Mr Haratsis has given advice to specific participants in the (broad) market for broadacre undeveloped land during various periods in relation to land at various locations in Western Australia and elsewhere in Australia. He has also given other advice mentioned in his supplementary report of 31 August 2010. In my view, that experience does not qualify him to express the opinions he expresses about market perceptions and expectations in July 2006 in the Ravenswood, Murray and Peel areas.
As an additional point, the last sentence in the first paragraph of page 134 is inadmissible because there is no stated basis for the figures of the additional 29,000 to 36,000 people from 2006 to 2016 that Mr Haratsis says would have been factored in by the marketplace.
Post-taking
A number of the tables and figures in this part of Mr Haratsis' report are based on statistics published after the date of taking. The plaintiffs concede that therefore, they were not available at the time to the hypothetical purchaser. Nevertheless, senior counsel for the plaintiffs submits that those statistics reflect trends that would, to some extent at least, have been apparent to the hypothetical purchaser as at the date of taking (ts 5044 ‑ 5046).
Given the decision I have reached, it is not necessary to determine this objection. I am inclined to think that the objection would have been substantially upheld. To the extent the objection was upheld, it would be necessary to identify how the parts of the evidence struck out affected the remainder of this part of Mr Haratsis’ evidence.
If and to the extent that the plaintiffs' submission in response to this objection were accepted, it would require a close analysis of each of the various features and sets of statistics highlighted by Mr Haratsis. Each would have to be considered separately to determine the extent to which, if at all, material reported in the subsequently published statistics revealed matters that were or would have been apparent to a hypothetical purchaser at the relevant time.
Consequently, the use of post‑taking statistics is liable to mean that detailed attention would need to be given to these matters in any consideration of this evidence by the valuers, or in any consideration of it by the court.
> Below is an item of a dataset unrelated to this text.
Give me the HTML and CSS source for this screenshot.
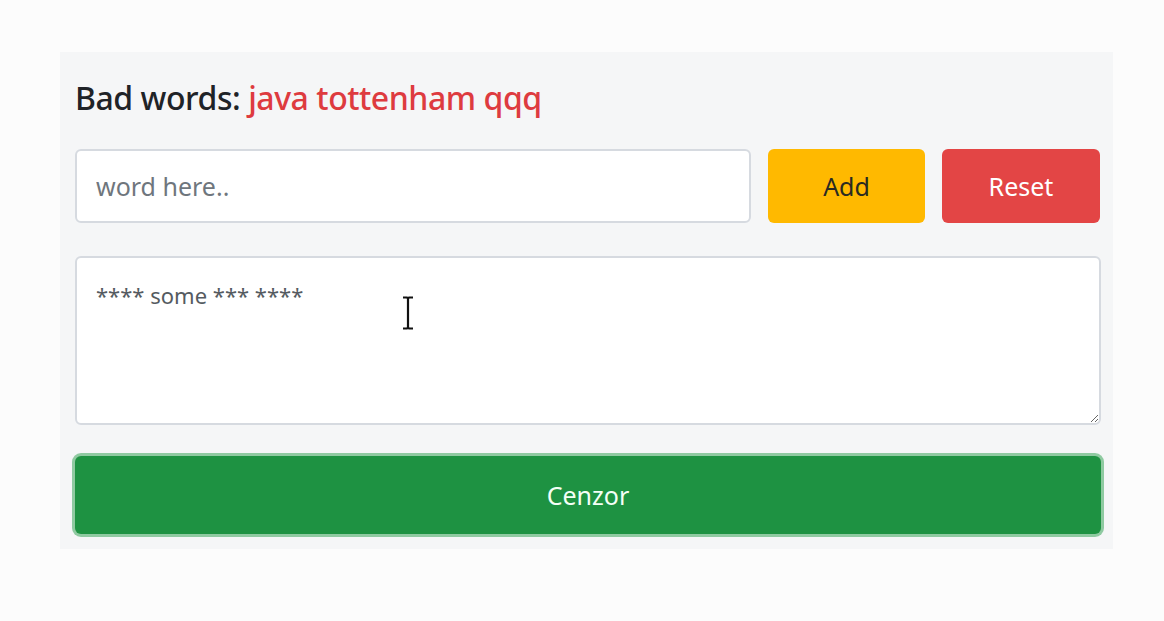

Given the stage of proceedings and time at which this material is produced, that is an additional factor militating against the grant of leave to rely upon the evidence.
Conclusion
Taking into account all of these matters, I am not persuaded that I should grant leave to the plaintiffs to rely on this evidence. Further, had I been persuaded to permit the evidence, substantial portions of it would have been struck out on grounds that it was outside of Mr Haratsis' expertise. Further, some substantial portions of it may also have been struck out as irrelevant on the ground that they relate to material not known or knowable at the time of taking.